Of Monsters and Men returned with their first full-length album in six years, All Is Love and Pain in the Mouse Parade. The long-awaited follow-up to the Icelandic band’s 2019 album, Fever Dream, is a “deeply introspective and richly textured record [that] explores the paradox at the heart of the human experience, the inseparable dance of joy and sorrow, love and pain.”
Co-singer and lyricist Nanna Hilmarsdóttir took inspiration from the band’s personal lives, family, community and descendents. She described their shared history as part of the “Mouse Parade,” a collective narrative that forms the LP’s emotional landscape.
Pink Floyd guitarist David Gilmour’s 2024 Luck And Strange Tour is the source of the new live album, The Luck And Strange Concerts. Gilmour’s first tour since 2016 came in support of his fifth solo album, Luck And Strange. The run included a sold-out, six-show engagement at Circus Maximus in Rome. Additional stops brought the tour to England’s Brighton Centre, Royal Albert Hall in London, Intuit Dome and Hollywood Bowl in Los Angeles and Madison Square Garden in New York City.

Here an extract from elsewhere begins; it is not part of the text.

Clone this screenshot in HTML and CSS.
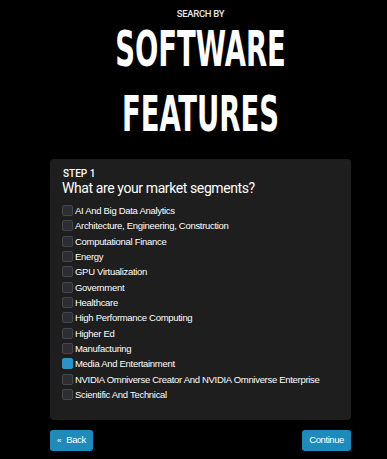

Gilmour was joined by a backing band composed of bassist Guy Pratt, Greg Phillinganes and Rob Gentry on keyboards, guitarist Ben Worsley, drummer Adam Betts on drums and Louise Marshall, Hattie Webb and Charley Webb on vocals. The Luck And Strange Concerts presents 23 tracks, including Pink Floyd favorites “Comfortably Numb,” “Time,” “Wish You Were Here,” “High Hopes,” “Breathe (In The Air)” and “Sorrow.” Gilmour’s daughter Romany Gilmour sings on “Between Two Points.”